• [SHORT TASK]
Restate all the material verbatim, except for the pictures.

• [DATA]
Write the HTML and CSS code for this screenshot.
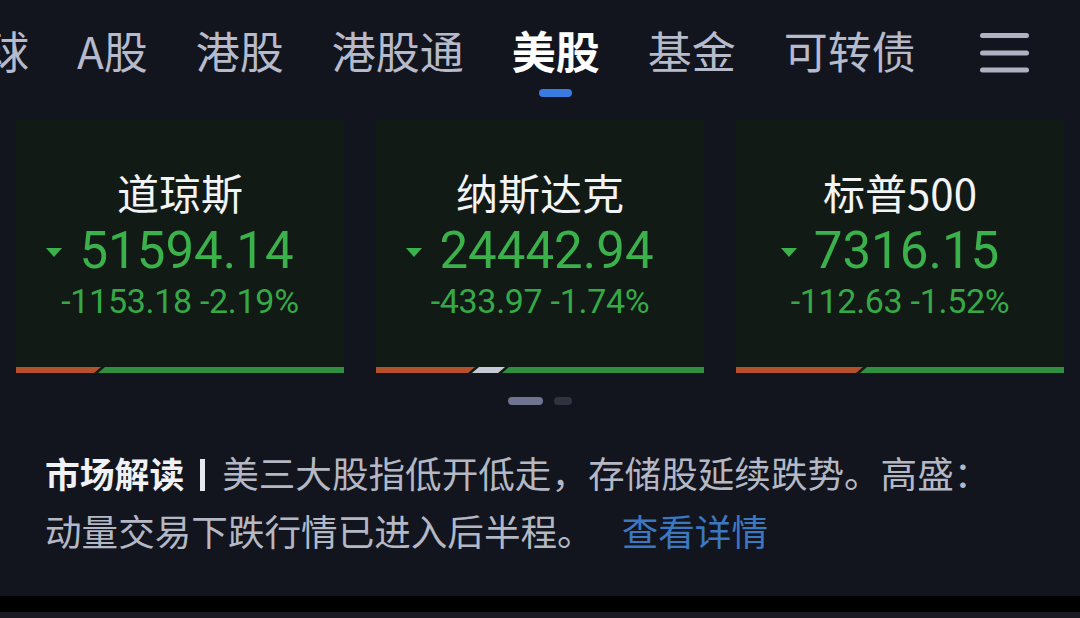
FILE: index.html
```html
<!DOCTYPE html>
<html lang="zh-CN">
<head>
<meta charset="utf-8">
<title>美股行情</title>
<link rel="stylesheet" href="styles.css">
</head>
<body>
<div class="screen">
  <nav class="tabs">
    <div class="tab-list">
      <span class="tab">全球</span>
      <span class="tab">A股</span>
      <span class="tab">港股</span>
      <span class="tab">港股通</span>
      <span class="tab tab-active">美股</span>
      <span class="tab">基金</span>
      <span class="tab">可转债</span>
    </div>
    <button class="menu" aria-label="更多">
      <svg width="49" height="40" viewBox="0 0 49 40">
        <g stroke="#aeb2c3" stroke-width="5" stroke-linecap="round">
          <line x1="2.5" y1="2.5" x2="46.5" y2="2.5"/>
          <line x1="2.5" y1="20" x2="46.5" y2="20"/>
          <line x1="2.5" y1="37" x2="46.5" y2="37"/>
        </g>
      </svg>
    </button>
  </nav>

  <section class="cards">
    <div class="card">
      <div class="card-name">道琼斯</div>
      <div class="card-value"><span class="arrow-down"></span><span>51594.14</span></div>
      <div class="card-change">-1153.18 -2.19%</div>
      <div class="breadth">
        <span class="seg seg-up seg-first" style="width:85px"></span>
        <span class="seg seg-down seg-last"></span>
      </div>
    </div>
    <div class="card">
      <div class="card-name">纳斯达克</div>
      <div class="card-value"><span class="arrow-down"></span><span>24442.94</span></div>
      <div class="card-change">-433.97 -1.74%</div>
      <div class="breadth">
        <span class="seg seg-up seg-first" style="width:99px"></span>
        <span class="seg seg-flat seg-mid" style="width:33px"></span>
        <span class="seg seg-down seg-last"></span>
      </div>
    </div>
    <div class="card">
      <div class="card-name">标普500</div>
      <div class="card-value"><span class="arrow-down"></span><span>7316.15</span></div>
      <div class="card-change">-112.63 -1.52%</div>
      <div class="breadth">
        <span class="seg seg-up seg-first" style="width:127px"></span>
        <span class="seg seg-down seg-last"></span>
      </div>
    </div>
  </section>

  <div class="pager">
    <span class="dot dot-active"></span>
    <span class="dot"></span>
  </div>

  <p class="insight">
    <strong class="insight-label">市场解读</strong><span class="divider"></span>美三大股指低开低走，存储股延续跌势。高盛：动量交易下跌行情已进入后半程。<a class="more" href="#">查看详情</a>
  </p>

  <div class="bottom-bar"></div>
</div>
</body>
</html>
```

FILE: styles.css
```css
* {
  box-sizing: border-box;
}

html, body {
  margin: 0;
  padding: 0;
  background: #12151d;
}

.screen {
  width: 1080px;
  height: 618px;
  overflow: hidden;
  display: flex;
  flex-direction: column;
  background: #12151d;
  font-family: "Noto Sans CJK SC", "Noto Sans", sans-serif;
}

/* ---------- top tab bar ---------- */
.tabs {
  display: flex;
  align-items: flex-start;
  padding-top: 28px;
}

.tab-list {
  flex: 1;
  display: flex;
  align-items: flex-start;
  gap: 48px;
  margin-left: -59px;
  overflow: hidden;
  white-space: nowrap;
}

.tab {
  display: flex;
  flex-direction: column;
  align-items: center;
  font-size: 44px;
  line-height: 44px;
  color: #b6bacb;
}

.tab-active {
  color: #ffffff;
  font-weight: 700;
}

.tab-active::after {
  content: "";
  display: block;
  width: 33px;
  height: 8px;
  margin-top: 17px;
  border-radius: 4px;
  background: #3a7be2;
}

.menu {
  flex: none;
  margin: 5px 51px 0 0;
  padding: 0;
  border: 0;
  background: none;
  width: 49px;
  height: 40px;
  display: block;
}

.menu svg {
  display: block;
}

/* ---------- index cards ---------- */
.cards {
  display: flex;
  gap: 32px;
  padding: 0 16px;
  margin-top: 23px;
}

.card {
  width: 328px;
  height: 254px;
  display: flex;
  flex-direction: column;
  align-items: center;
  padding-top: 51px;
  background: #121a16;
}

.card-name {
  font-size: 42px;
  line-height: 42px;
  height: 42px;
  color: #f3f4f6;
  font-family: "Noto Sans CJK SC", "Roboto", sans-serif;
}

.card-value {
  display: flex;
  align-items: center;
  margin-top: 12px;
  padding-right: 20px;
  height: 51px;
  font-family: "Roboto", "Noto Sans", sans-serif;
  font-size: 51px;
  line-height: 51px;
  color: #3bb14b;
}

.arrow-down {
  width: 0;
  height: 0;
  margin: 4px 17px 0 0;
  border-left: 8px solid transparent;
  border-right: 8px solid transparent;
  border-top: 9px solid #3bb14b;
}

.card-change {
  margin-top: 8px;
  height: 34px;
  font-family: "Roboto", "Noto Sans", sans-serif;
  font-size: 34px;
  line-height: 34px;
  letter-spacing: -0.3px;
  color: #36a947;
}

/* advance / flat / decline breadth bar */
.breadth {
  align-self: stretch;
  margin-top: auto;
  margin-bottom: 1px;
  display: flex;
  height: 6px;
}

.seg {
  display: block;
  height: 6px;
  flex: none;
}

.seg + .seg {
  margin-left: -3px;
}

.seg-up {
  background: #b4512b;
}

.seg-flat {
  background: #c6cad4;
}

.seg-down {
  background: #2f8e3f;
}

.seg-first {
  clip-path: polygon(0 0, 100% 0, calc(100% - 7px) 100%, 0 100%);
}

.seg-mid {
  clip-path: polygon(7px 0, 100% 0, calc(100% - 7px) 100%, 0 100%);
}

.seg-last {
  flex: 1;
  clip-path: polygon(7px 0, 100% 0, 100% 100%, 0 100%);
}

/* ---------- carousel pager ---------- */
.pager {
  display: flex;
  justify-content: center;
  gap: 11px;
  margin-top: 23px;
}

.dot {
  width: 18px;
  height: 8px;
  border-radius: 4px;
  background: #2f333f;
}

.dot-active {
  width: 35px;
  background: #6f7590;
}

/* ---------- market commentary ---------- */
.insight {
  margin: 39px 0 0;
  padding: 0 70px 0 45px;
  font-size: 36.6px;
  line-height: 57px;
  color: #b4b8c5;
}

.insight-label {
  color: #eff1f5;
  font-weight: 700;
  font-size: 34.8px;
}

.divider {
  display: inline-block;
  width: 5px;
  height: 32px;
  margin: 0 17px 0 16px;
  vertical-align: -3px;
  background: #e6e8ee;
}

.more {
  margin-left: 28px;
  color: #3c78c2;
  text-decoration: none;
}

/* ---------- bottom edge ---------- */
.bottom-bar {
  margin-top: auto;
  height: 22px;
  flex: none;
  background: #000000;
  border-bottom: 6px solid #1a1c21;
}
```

• [RESULT OF THE TASK]
Write the HTML and CSS code for this screenshot.
FILE: index.html
```html
<!DOCTYPE html>
<html lang="zh-CN">
<head>
<meta charset="utf-8">
<title>美股行情</title>
<link rel="stylesheet" href="styles.css">
</head>
<body>
<div class="screen">
  <nav class="tabs">
    <div class="tab-list">
      <span class="tab">全球</span>
      <span class="tab">A股</span>
      <span class="tab">港股</span>
      <span class="tab">港股通</span>
      <span class="tab tab-active">美股</span>
      <span class="tab">基金</span>
      <span class="tab">可转债</span>
    </div>
    <button class="menu" aria-label="更多">
      <svg width="49" height="40" viewBox="0 0 49 40">
        <g stroke="#aeb2c3" stroke-width="5" stroke-linecap="round">
          <line x1="2.5" y1="2.5" x2="46.5" y2="2.5"/>
          <line x1="2.5" y1="20" x2="46.5" y2="20"/>
          <line x1="2.5" y1="37" x2="46.5" y2="37"/>
        </g>
      </svg>
    </button>
  </nav>

  <section class="cards">
    <div class="card">
      <div class="card-name">道琼斯</div>
      <div class="card-value"><span class="arrow-down"></span><span>51594.14</span></div>
      <div class="card-change">-1153.18 -2.19%</div>
      <div class="breadth">
        <span class="seg seg-up seg-first" style="width:85px"></span>
        <span class="seg seg-down seg-last"></span>
      </div>
    </div>
    <div class="card">
      <div class="card-name">纳斯达克</div>
      <div class="card-value"><span class="arrow-down"></span><span>24442.94</span></div>
      <div class="card-change">-433.97 -1.74%</div>
      <div class="breadth">
        <span class="seg seg-up seg-first" style="width:99px"></span>
        <span class="seg seg-flat seg-mid" style="width:33px"></span>
        <span class="seg seg-down seg-last"></span>
      </div>
    </div>
    <div class="card">
      <div class="card-name">标普500</div>
      <div class="card-value"><span class="arrow-down"></span><span>7316.15</span></div>
      <div class="card-change">-112.63 -1.52%</div>
      <div class="breadth">
        <span class="seg seg-up seg-first" style="width:127px"></span>
        <span class="seg seg-down seg-last"></span>
      </div>
    </div>
  </section>

  <div class="pager">
    <span class="dot dot-active"></span>
    <span class="dot"></span>
  </div>

  <p class="insight">
    <strong class="insight-label">市场解读</strong><span class="divider"></span>美三大股指低开低走，存储股延续跌势。高盛：动量交易下跌行情已进入后半程。<a class="more" href="#">查看详情</a>
  </p>

  <div class="bottom-bar"></div>
</div>
</body>
</html>
```

FILE: styles.css
```css
* {
  box-sizing: border-box;
}

html, body {
  margin: 0;
  padding: 0;
  background: #12151d;
}

.screen {
  width: 1080px;
  height: 618px;
  overflow: hidden;
  display: flex;
  flex-direction: column;
  background: #12151d;
  font-family: "Noto Sans CJK SC", "Noto Sans", sans-serif;
}

/* ---------- top tab bar ---------- */
.tabs {
  display: flex;
  align-items: flex-start;
  padding-top: 28px;
}

.tab-list {
  flex: 1;
  display: flex;
  align-items: flex-start;
  gap: 48px;
  margin-left: -59px;
  overflow: hidden;
  white-space: nowrap;
}

.tab {
  display: flex;
  flex-direction: column;
  align-items: center;
  font-size: 44px;
  line-height: 44px;
  color: #b6bacb;
}

.tab-active {
  color: #ffffff;
  font-weight: 700;
}

.tab-active::after {
  content: "";
  display: block;
  width: 33px;
  height: 8px;
  margin-top: 17px;
  border-radius: 4px;
  background: #3a7be2;
}

.menu {
  flex: none;
  margin: 5px 51px 0 0;
  padding: 0;
  border: 0;
  background: none;
  width: 49px;
  height: 40px;
  display: block;
}

.menu svg {
  display: block;
}

/* ---------- index cards ---------- */
.cards {
  display: flex;
  gap: 32px;
  padding: 0 16px;
  margin-top: 23px;
}

.card {
  width: 328px;
  height: 254px;
  display: flex;
  flex-direction: column;
  align-items: center;
  padding-top: 51px;
  background: #121a16;
}

.card-name {
  font-size: 42px;
  line-height: 42px;
  height: 42px;
  color: #f3f4f6;
  font-family: "Noto Sans CJK SC", "Roboto", sans-serif;
}

.card-value {
  display: flex;
  align-items: center;
  margin-top: 12px;
  padding-right: 20px;
  height: 51px;
  font-family: "Roboto", "Noto Sans", sans-serif;
  font-size: 51px;
  line-height: 51px;
  color: #3bb14b;
}

.arrow-down {
  width: 0;
  height: 0;
  margin: 4px 17px 0 0;
  border-left: 8px solid transparent;
  border-right: 8px solid transparent;
  border-top: 9px solid #3bb14b;
}

.card-change {
  margin-top: 8px;
  height: 34px;
  font-family: "Roboto", "Noto Sans", sans-serif;
  font-size: 34px;
  line-height: 34px;
  letter-spacing: -0.3px;
  color: #36a947;
}

/* advance / flat / decline breadth bar */
.breadth {
  align-self: stretch;
  margin-top: auto;
  margin-bottom: 1px;
  display: flex;
  height: 6px;
}

.seg {
  display: block;
  height: 6px;
  flex: none;
}

.seg + .seg {
  margin-left: -3px;
}

.seg-up {
  background: #b4512b;
}

.seg-flat {
  background: #c6cad4;
}

.seg-down {
  background: #2f8e3f;
}

.seg-first {
  clip-path: polygon(0 0, 100% 0, calc(100% - 7px) 100%, 0 100%);
}

.seg-mid {
  clip-path: polygon(7px 0, 100% 0, calc(100% - 7px) 100%, 0 100%);
}

.seg-last {
  flex: 1;
  clip-path: polygon(7px 0, 100% 0, 100% 100%, 0 100%);
}

/* ---------- carousel pager ---------- */
.pager {
  display: flex;
  justify-content: center;
  gap: 11px;
  margin-top: 23px;
}

.dot {
  width: 18px;
  height: 8px;
  border-radius: 4px;
  background: #2f333f;
}

.dot-active {
  width: 35px;
  background: #6f7590;
}

/* ---------- market commentary ---------- */
.insight {
  margin: 39px 0 0;
  padding: 0 70px 0 45px;
  font-size: 36.6px;
  line-height: 57px;
  color: #b4b8c5;
}

.insight-label {
  color: #eff1f5;
  font-weight: 700;
  font-size: 34.8px;
}

.divider {
  display: inline-block;
  width: 5px;
  height: 32px;
  margin: 0 17px 0 16px;
  vertical-align: -3px;
  background: #e6e8ee;
}

.more {
  margin-left: 28px;
  color: #3c78c2;
  text-decoration: none;
}

/* ---------- bottom edge ---------- */
.bottom-bar {
  margin-top: auto;
  height: 22px;
  flex: none;
  background: #000000;
  border-bottom: 6px solid #1a1c21;
}
```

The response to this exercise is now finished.